>>>>>
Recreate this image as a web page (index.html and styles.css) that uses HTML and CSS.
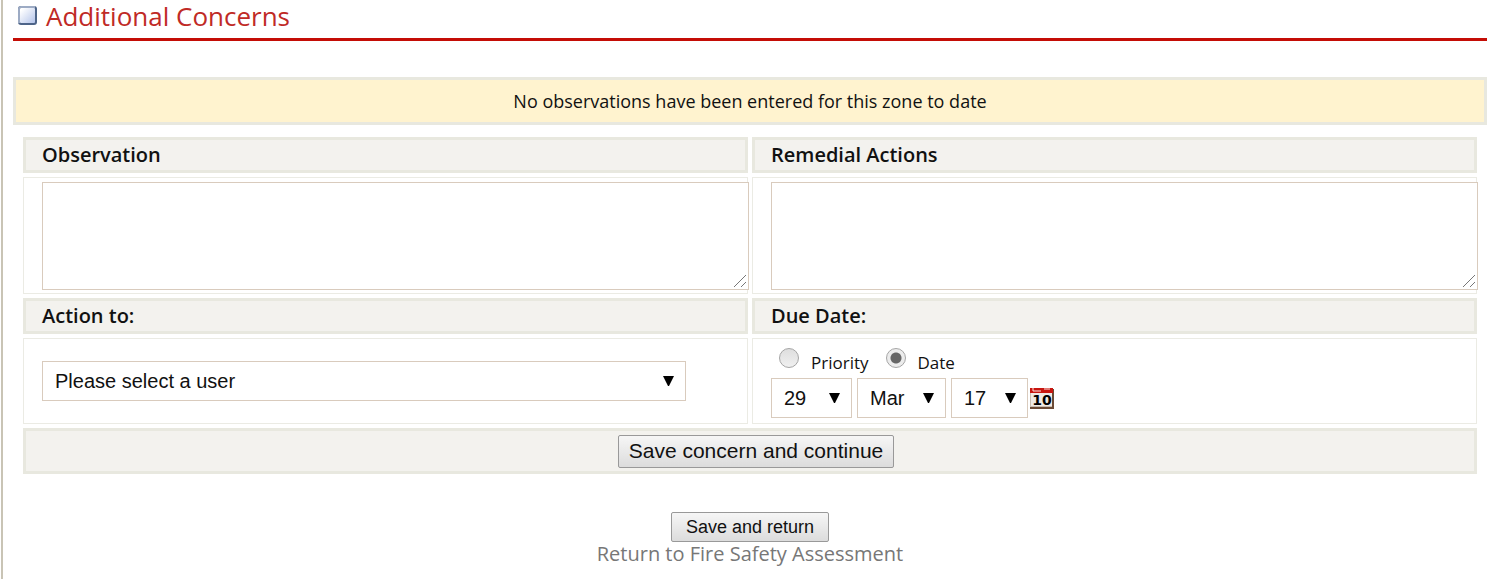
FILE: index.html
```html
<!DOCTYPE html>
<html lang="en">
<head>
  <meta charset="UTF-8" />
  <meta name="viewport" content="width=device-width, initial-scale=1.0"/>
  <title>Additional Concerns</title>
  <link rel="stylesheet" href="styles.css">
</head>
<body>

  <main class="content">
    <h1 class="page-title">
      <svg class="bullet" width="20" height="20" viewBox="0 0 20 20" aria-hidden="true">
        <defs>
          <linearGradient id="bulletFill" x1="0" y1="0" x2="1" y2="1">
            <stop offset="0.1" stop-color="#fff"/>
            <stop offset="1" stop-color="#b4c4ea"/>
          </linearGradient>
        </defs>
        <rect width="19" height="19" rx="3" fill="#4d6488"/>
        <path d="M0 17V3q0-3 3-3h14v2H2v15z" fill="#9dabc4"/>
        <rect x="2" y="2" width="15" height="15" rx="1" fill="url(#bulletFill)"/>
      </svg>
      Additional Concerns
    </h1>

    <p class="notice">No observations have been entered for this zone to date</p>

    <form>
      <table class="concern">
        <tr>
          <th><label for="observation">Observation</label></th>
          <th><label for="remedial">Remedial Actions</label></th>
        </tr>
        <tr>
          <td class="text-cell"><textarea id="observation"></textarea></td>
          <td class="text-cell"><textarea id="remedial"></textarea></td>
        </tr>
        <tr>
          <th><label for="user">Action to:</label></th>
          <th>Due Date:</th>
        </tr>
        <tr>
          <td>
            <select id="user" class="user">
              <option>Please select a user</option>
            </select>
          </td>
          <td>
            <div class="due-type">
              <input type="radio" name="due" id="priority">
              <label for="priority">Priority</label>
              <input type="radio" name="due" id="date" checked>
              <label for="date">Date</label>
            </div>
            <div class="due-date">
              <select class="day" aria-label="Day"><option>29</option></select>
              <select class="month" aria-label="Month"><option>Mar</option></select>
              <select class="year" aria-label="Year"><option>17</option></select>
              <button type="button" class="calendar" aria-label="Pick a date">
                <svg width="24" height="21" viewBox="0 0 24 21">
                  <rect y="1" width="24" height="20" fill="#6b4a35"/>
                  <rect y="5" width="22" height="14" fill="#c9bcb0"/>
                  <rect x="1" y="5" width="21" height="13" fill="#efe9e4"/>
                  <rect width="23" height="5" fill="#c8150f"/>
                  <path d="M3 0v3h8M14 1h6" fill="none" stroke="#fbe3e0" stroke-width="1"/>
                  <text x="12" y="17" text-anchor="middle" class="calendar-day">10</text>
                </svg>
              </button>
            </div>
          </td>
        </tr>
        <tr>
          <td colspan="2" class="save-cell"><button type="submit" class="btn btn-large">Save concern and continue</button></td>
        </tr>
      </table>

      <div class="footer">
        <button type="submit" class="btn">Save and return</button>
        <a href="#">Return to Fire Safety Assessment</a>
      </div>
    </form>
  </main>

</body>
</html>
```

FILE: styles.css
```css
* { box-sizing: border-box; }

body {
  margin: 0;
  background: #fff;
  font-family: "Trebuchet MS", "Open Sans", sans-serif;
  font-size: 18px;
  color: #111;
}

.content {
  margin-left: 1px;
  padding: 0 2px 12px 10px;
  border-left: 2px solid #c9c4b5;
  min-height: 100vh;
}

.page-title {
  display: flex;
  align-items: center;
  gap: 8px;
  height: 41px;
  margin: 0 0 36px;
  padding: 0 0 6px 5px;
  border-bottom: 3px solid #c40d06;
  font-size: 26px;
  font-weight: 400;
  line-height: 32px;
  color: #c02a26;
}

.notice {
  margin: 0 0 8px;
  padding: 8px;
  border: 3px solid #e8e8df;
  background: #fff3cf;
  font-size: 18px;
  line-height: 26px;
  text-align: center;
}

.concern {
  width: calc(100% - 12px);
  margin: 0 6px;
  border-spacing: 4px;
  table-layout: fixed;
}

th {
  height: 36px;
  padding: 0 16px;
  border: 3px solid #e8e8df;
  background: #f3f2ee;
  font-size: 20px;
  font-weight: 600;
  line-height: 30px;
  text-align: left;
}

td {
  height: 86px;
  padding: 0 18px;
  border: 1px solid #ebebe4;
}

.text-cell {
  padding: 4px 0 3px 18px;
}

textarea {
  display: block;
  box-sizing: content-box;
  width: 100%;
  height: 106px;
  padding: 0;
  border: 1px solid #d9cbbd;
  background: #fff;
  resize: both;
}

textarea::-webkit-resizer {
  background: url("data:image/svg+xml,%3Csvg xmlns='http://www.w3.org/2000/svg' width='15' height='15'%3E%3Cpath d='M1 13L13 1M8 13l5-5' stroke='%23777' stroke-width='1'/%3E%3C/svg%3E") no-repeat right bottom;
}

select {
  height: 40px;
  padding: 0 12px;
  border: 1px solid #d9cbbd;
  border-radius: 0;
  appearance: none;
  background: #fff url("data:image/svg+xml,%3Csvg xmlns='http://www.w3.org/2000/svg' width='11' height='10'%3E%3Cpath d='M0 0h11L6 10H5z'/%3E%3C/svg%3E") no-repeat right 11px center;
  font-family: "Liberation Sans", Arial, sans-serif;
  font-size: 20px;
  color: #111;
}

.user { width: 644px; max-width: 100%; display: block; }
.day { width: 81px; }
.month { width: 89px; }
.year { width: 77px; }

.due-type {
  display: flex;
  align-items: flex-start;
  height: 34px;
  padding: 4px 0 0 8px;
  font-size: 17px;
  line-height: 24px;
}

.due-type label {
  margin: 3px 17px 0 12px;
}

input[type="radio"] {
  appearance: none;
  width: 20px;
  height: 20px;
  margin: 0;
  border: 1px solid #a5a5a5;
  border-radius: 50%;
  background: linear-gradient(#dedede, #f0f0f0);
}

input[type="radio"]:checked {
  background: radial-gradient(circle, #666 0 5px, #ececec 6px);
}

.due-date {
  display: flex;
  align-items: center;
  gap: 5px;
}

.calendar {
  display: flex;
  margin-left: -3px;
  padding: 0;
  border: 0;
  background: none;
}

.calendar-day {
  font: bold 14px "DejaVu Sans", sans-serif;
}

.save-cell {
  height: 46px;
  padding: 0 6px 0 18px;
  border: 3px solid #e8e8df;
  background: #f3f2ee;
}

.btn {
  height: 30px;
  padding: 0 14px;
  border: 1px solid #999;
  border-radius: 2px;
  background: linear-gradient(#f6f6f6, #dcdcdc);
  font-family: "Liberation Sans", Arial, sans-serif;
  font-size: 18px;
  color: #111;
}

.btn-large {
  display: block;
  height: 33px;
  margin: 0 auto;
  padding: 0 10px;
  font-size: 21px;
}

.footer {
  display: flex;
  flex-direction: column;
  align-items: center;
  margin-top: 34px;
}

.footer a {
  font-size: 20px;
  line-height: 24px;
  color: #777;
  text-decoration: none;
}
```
<<<<<
### What to do
Reproduce every line precisely as given, omitting all pictures.

### Answer in full
Recreate this image as a web page (index.html and styles.css) that uses HTML and CSS.
FILE: index.html
```html
<!DOCTYPE html>
<html lang="en">
<head>
  <meta charset="UTF-8" />
  <meta name="viewport" content="width=device-width, initial-scale=1.0"/>
  <title>Additional Concerns</title>
  <link rel="stylesheet" href="styles.css">
</head>
<body>

  <main class="content">
    <h1 class="page-title">
      <svg class="bullet" width="20" height="20" viewBox="0 0 20 20" aria-hidden="true">
        <defs>
          <linearGradient id="bulletFill" x1="0" y1="0" x2="1" y2="1">
            <stop offset="0.1" stop-color="#fff"/>
            <stop offset="1" stop-color="#b4c4ea"/>
          </linearGradient>
        </defs>
        <rect width="19" height="19" rx="3" fill="#4d6488"/>
        <path d="M0 17V3q0-3 3-3h14v2H2v15z" fill="#9dabc4"/>
        <rect x="2" y="2" width="15" height="15" rx="1" fill="url(#bulletFill)"/>
      </svg>
      Additional Concerns
    </h1>

    <p class="notice">No observations have been entered for this zone to date</p>

    <form>
      <table class="concern">
        <tr>
          <th><label for="observation">Observation</label></th>
          <th><label for="remedial">Remedial Actions</label></th>
        </tr>
        <tr>
          <td class="text-cell"><textarea id="observation"></textarea></td>
          <td class="text-cell"><textarea id="remedial"></textarea></td>
        </tr>
        <tr>
          <th><label for="user">Action to:</label></th>
          <th>Due Date:</th>
        </tr>
        <tr>
          <td>
            <select id="user" class="user">
              <option>Please select a user</option>
            </select>
          </td>
          <td>
            <div class="due-type">
              <input type="radio" name="due" id="priority">
              <label for="priority">Priority</label>
              <input type="radio" name="due" id="date" checked>
              <label for="date">Date</label>
            </div>
            <div class="due-date">
              <select class="day" aria-label="Day"><option>29</option></select>
              <select class="month" aria-label="Month"><option>Mar</option></select>
              <select class="year" aria-label="Year"><option>17</option></select>
              <button type="button" class="calendar" aria-label="Pick a date">
                <svg width="24" height="21" viewBox="0 0 24 21">
                  <rect y="1" width="24" height="20" fill="#6b4a35"/>
                  <rect y="5" width="22" height="14" fill="#c9bcb0"/>
                  <rect x="1" y="5" width="21" height="13" fill="#efe9e4"/>
                  <rect width="23" height="5" fill="#c8150f"/>
                  <path d="M3 0v3h8M14 1h6" fill="none" stroke="#fbe3e0" stroke-width="1"/>
                  <text x="12" y="17" text-anchor="middle" class="calendar-day">10</text>
                </svg>
              </button>
            </div>
          </td>
        </tr>
        <tr>
          <td colspan="2" class="save-cell"><button type="submit" class="btn btn-large">Save concern and continue</button></td>
        </tr>
      </table>

      <div class="footer">
        <button type="submit" class="btn">Save and return</button>
        <a href="#">Return to Fire Safety Assessment</a>
      </div>
    </form>
  </main>

</body>
</html>
```

FILE: styles.css
```css
* { box-sizing: border-box; }

body {
  margin: 0;
  background: #fff;
  font-family: "Trebuchet MS", "Open Sans", sans-serif;
  font-size: 18px;
  color: #111;
}

.content {
  margin-left: 1px;
  padding: 0 2px 12px 10px;
  border-left: 2px solid #c9c4b5;
  min-height: 100vh;
}

.page-title {
  display: flex;
  align-items: center;
  gap: 8px;
  height: 41px;
  margin: 0 0 36px;
  padding: 0 0 6px 5px;
  border-bottom: 3px solid #c40d06;
  font-size: 26px;
  font-weight: 400;
  line-height: 32px;
  color: #c02a26;
}

.notice {
  margin: 0 0 8px;
  padding: 8px;
  border: 3px solid #e8e8df;
  background: #fff3cf;
  font-size: 18px;
  line-height: 26px;
  text-align: center;
}

.concern {
  width: calc(100% - 12px);
  margin: 0 6px;
  border-spacing: 4px;
  table-layout: fixed;
}

th {
  height: 36px;
  padding: 0 16px;
  border: 3px solid #e8e8df;
  background: #f3f2ee;
  font-size: 20px;
  font-weight: 600;
  line-height: 30px;
  text-align: left;
}

td {
  height: 86px;
  padding: 0 18px;
  border: 1px solid #ebebe4;
}

.text-cell {
  padding: 4px 0 3px 18px;
}

textarea {
  display: block;
  box-sizing: content-box;
  width: 100%;
  height: 106px;
  padding: 0;
  border: 1px solid #d9cbbd;
  background: #fff;
  resize: both;
}

textarea::-webkit-resizer {
  background: url("data:image/svg+xml,%3Csvg xmlns='http://www.w3.org/2000/svg' width='15' height='15'%3E%3Cpath d='M1 13L13 1M8 13l5-5' stroke='%23777' stroke-width='1'/%3E%3C/svg%3E") no-repeat right bottom;
}

select {
  height: 40px;
  padding: 0 12px;
  border: 1px solid #d9cbbd;
  border-radius: 0;
  appearance: none;
  background: #fff url("data:image/svg+xml,%3Csvg xmlns='http://www.w3.org/2000/svg' width='11' height='10'%3E%3Cpath d='M0 0h11L6 10H5z'/%3E%3C/svg%3E") no-repeat right 11px center;
  font-family: "Liberation Sans", Arial, sans-serif;
  font-size: 20px;
  color: #111;
}

.user { width: 644px; max-width: 100%; display: block; }
.day { width: 81px; }
.month { width: 89px; }
.year { width: 77px; }

.due-type {
  display: flex;
  align-items: flex-start;
  height: 34px;
  padding: 4px 0 0 8px;
  font-size: 17px;
  line-height: 24px;
}

.due-type label {
  margin: 3px 17px 0 12px;
}

input[type="radio"] {
  appearance: none;
  width: 20px;
  height: 20px;
  margin: 0;
  border: 1px solid #a5a5a5;
  border-radius: 50%;
  background: linear-gradient(#dedede, #f0f0f0);
}

input[type="radio"]:checked {
  background: radial-gradient(circle, #666 0 5px, #ececec 6px);
}

.due-date {
  display: flex;
  align-items: center;
  gap: 5px;
}

.calendar {
  display: flex;
  margin-left: -3px;
  padding: 0;
  border: 0;
  background: none;
}

.calendar-day {
  font: bold 14px "DejaVu Sans", sans-serif;
}

.save-cell {
  height: 46px;
  padding: 0 6px 0 18px;
  border: 3px solid #e8e8df;
  background: #f3f2ee;
}

.btn {
  height: 30px;
  padding: 0 14px;
  border: 1px solid #999;
  border-radius: 2px;
  background: linear-gradient(#f6f6f6, #dcdcdc);
  font-family: "Liberation Sans", Arial, sans-serif;
  font-size: 18px;
  color: #111;
}

.btn-large {
  display: block;
  height: 33px;
  margin: 0 auto;
  padding: 0 10px;
  font-size: 21px;
}

.footer {
  display: flex;
  flex-direction: column;
  align-items: center;
  margin-top: 34px;
}

.footer a {
  font-size: 20px;
  line-height: 24px;
  color: #777;
  text-decoration: none;
}
```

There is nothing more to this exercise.